The follower checks — do I have the previous entry? If yes, append and ack. If no, reject and tell the leader the last index it has.

Leader sends: AppendEntries(prevIndex=4, index=5, entry)
Follower checks: "do I have index 4?" → yes → appends index 5 → acks

Follower was down, only has up to index 3:
Follower checks: "do I have index 4?" → no → rejects → "I only have up to index 3"
Leader → sends index 4 → follower applies → sends index 5 → follower applies
Follower caught up ✓

Followers never skip entries. They always catch up sequentially. No gaps allowed — ever. This is what guarantees every node applies the same log in the same order.

Multiple writes in flight simultaneously#

The leader doesn't wait for entry 5 to be committed before accepting entry 6. Both can be in-flight at the same time.

Log: [1✓, 2✓, 3✓, 4✓, 5-pending, 6-pending]

Entry 5: "deduct $10 from Alice"  → replicating, waiting for acks
Entry 6: "add $50 to Bob"         → replicating, waiting for acks

But entries are always committed in order. Even if entry 6 gets its acks before entry 5, entry 6 cannot be committed first.

Why does order matter? Because operations depend on each other. If Alice is sending $100 to Bob:

Entry 5: debit $100 from Alice
Entry 6: credit $100 to Bob

If entry 6 is applied before entry 5, Bob gets $100 credited before Alice is debited. If the system crashes between the two, $100 has been created out of thin air. Order is everything.

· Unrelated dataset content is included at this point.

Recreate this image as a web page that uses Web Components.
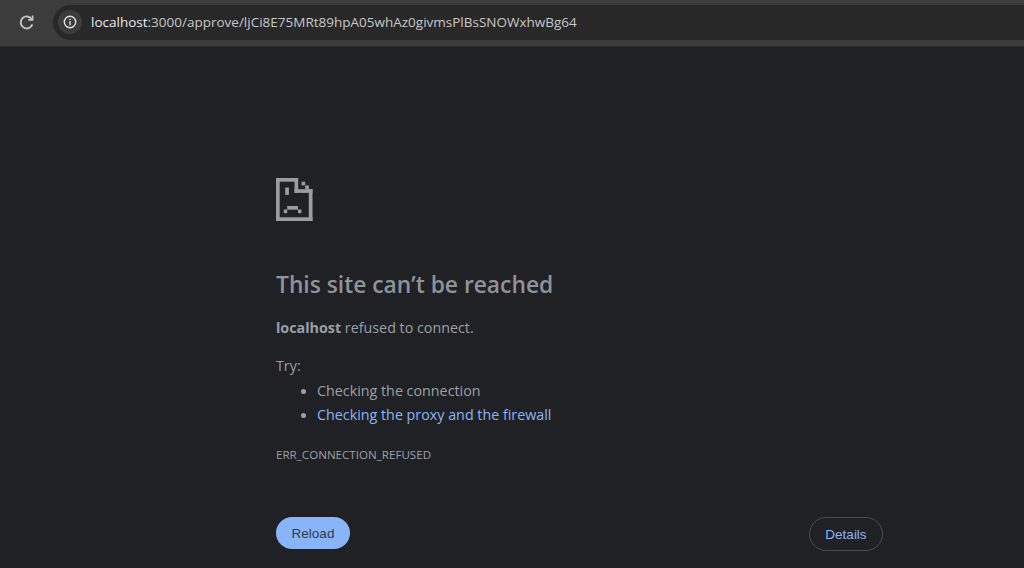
<!DOCTYPE html>
<html>
<head>
<meta charset="utf-8">
<style>
  html, body { margin: 0; height: 100%; background: #202124; overflow: hidden; }
  body { display: flex; flex-direction: column; height: 568px; }
</style>
</head>
<body>
<browser-toolbar url-host="localhost" url-path=":3000/approve/ljCi8E75MRt89hpA05whAz0givmsPlBsSNOWxhwBg64"></browser-toolbar>
<error-page>
  <sad-file slot="icon"></sad-file>
  <span slot="title">This site can’t be reached</span>
  <span slot="summary"><b>localhost</b> refused to connect.</span>
  <span slot="code">ERR_CONNECTION_REFUSED</span>
  <pill-button slot="primary" variant="primary">Reload</pill-button>
  <pill-button slot="secondary" variant="outline">Details</pill-button>
</error-page>
<script>
class BrowserToolbar extends HTMLElement {
  constructor() {
    super();
    this.attachShadow({ mode: 'open' });
  }

  connectedCallback() {
    this.render();
  }

  render() {
    const host = this.getAttribute('url-host') || '';
    const path = this.getAttribute('url-path') || '';
    this.shadowRoot.innerHTML = `
      <style>
        :host {
          display: flex;
          align-items: center;
          height: 47px;
          box-sizing: border-box;
          padding: 5px 0 7px 16px;
          background: #3c3c3c;
          border-bottom: 1px solid #2c2c2c;
          flex: none;
        }
        .reload { width: 22px; height: 22px; margin-right: 15px; flex: none; }
        .omnibox {
          flex: 1;
          height: 35px;
          display: flex;
          align-items: center;
          background: #282828;
          border-radius: 18px 0 0 18px;
          padding-left: 5px;
          font: 13.5px "Open Sans", sans-serif;
          color: #c7c7c7;
          white-space: nowrap;
        }
        .info {
          width: 24px;
          height: 24px;
          border-radius: 50%;
          background: #3c3c3c;
          display: flex;
          align-items: center;
          justify-content: center;
          margin-right: 9px;
        }
        .host { color: #e8eaed; }
      </style>
      <svg class="reload" viewBox="0 0 22 22" fill="none" stroke="#c4c4c4" stroke-width="1.9">
        <path d="M16.4 13.4a6 6 0 1 1-.6-5.2"/>
        <path d="M16.6 4.6v4.3h-4.3" stroke-width="1.7"/>
      </svg>
      <div class="omnibox">
        <span class="info">
          <svg width="14" height="14" viewBox="0 0 14 14" fill="none" stroke="#e0e0e0" stroke-width="1.4">
            <circle cx="7" cy="7" r="5.7"/>
            <path d="M7 6v4.2M7 3.7v1.3"/>
          </svg>
        </span>
        <span><span class="host">${host}</span>${path}</span>
      </div>
    `;
  }
}

class SadFile extends HTMLElement {
  constructor() {
    super();
    this.attachShadow({ mode: 'open' });
  }

  connectedCallback() {
    this.shadowRoot.innerHTML = `
      <style>
        :host { display: block; width: 37px; height: 43px; }
        svg { display: block; }
      </style>
      <svg width="37" height="43" viewBox="0 0 37 43" fill="#9a9c9f">
        <rect x="0" y="0" width="3.7" height="43"/>
        <rect x="0" y="0" width="22" height="3.7"/>
        <rect x="0" y="39.3" width="36.5" height="3.7"/>
        <rect x="32.8" y="11" width="3.7" height="32"/>
        <rect x="18.5" y="0" width="3.7" height="15"/>
        <rect x="18.5" y="11.2" width="18" height="3.7"/>
        <rect x="25.5" y="3.7" width="3.7" height="3.7"/>
        <rect x="29.2" y="7.4" width="3.7" height="3.7"/>
        <rect x="9.2" y="9.5" width="3.7" height="7.4"/>
        <rect x="7.8" y="31.5" width="3.4" height="3.7"/>
        <rect x="11.2" y="28" width="10.8" height="3.7"/>
        <rect x="22" y="31.5" width="3.4" height="3.7"/>
      </svg>
    `;
  }
}

class PillButton extends HTMLElement {
  constructor() {
    super();
    this.attachShadow({ mode: 'open' });
  }

  connectedCallback() {
    this.shadowRoot.innerHTML = `
      <style>
        :host {
          display: flex;
          align-items: center;
          justify-content: center;
          box-sizing: border-box;
          height: 32px;
          width: 74px;
          border-radius: 17px;
          font: 13.5px "Liberation Sans", Arial, sans-serif;
        }
        :host([variant="primary"]) { background: #8ab4f8; color: #2f3b4d; }
        :host([variant="outline"]) { height: 34px; border: 1px solid #4a4c50; color: #8ab4f8; }
      </style>
      <slot></slot>
    `;
  }
}

class ErrorPage extends HTMLElement {
  constructor() {
    super();
    this.attachShadow({ mode: 'open' });
  }

  connectedCallback() {
    this.shadowRoot.innerHTML = `
      <style>
        :host {
          display: block;
          flex: 1;
          padding: 131px 141px 0 276px;
          font: 14.3px "Open Sans", sans-serif;
          color: #9aa0a6;
        }
        .title {
          margin: 48px 0 0;
          font-size: 22.8px;
          font-weight: 600;
          line-height: 32px;
          color: #8e9399;
        }
        .summary { margin-top: 17px; line-height: 20px; }
        .try { margin-top: 18px; line-height: 20px; }
        ul { margin: 3px 0 0; padding: 0 0 0 25px; list-style: none; }
        li { display: flex; align-items: center; gap: 11px; height: 24px; line-height: 24px; }
        li i { width: 5px; height: 5px; border-radius: 50%; background: #9aa0a6; flex: none; }
        li.link span { color: #8ab4f8; }
        .code { margin-top: 20px; font-size: 11.6px; line-height: 16px; }
        .actions { display: flex; justify-content: space-between; align-items: flex-start; margin-top: 54px; }
      </style>
      <slot name="icon"></slot>
      <h1 class="title"><slot name="title"></slot></h1>
      <div class="summary"><slot name="summary"></slot></div>
      <div class="try">Try:</div>
      <ul>
        <li><i></i><span>Checking the connection</span></li>
        <li class="link"><i></i><span>Checking the proxy and the firewall</span></li>
      </ul>
      <div class="code"><slot name="code"></slot></div>
      <div class="actions">
        <slot name="primary"></slot>
        <slot name="secondary"></slot>
      </div>
    `;
  }
}

customElements.define('browser-toolbar', BrowserToolbar);
customElements.define('sad-file', SadFile);
customElements.define('pill-button', PillButton);
customElements.define('error-page', ErrorPage);
</script>
</body>
</html>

The log enforces this. Append-only, sequential, no reordering, no gaps.

What happens when a follower misses the commit notification?#

Say Follower C was slow and the commit notification for entry 5 never arrived. It still has entry 5 as uncommitted.

No problem. The next AppendEntries the leader sends (for entry 6, or the next heartbeat) includes the commit index — the highest entry the leader has committed. When Follower C receives this, it sees "leader has committed up to index 5" and flips its own entry 5 to committed.

Follower C: entry 5 uncommitted
Leader sends next heartbeat: commitIndex=5
Follower C: "leader committed up to 5, I have 5" → flips to committed → applies

Followers always catch up — either through explicit commit notifications or through the commit index in the next message from the leader.

The state machine guarantee#

Every node that has applied all log entries up to index N has identical state. It doesn't matter that one node applied them 50ms later than another. As long as the same entries are applied in the same order, the result is identical.

All nodes after applying entries 1-5:
Leader:     Alice=$90, Bob=$150, x=10
Follower A: Alice=$90, Bob=$150, x=10
Follower B: Alice=$90, Bob=$150, x=10
Follower C: Alice=$90, Bob=$150, x=10  ← caught up eventually

This is called the state machine replication model. The log is the single source of truth. The state machine is deterministic — same input, same output, always.

Reads from followers can be stale

A follower that hasn't yet received the commit notification for the latest entry will serve stale reads. For strong consistency, reads must go through the leader. For eventual consistency, followers are fine.